Я не вижу предпосылок для возникновения чего-то похожего на железный занавес от буржуазной культуры, европейских движений в области искусства. Мне кажется, это уже пройденный этап. Цензура возможна только на уровне идеологии, но не на уровне стиля или техник.

— А как получилось, что для вас лично словно и не существовало того, настоящего, железного занавеса, который, кстати, у многих академических музыкантов и культурных чиновников до сих пор застрял между полушариями мозга? Вы свободно обращались и к нововенцам, и к Стравинскому, и к старой музыке, к той самой актуальной западной буржуазной культуре.

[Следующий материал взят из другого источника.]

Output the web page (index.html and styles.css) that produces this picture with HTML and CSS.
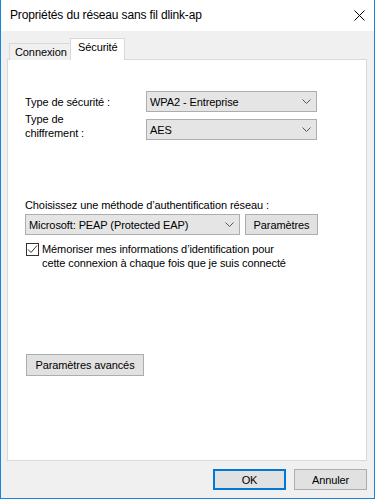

— Для меня высочайшим примером была Мария Вениаминовна Юдина — этим сказано очень много. Она абсолютно бесстрашно шла против любых запретов, против любого столбового течения и даже фрондировала этим. Собственно, фрондером был и Волконский тоже, существовал также круг художников-нонконформистов, хотя с ними у меня в то время было мало контактов. Фронды во мне самом было гораздо меньше. Насколько я помню, уже с 13—14 лет я поставил себя так: существует неизвестная, недоступная нам музыка, существуют ее творцы, и существуют способы ее все-таки достичь. А все остальное мне было, что называется, по фигу.

С Марией Вениаминовной мы познакомились через Анну Артоболевскую, которая учила меня все 11 лет в ЦМШ и которая, в свою очередь, была ее ученицей. Я оказываюсь как бы внуком Юдиной по педагогической линии. Артоболевская же привела меня потом к Нейгаузу, и я этому нисколько не сопротивлялся, но с Нейгаузом, а точнее, с его школой большого соприкосновения у меня не было. И Наумов, у которого я стал заниматься впоследствии, это очень хорошо понимал.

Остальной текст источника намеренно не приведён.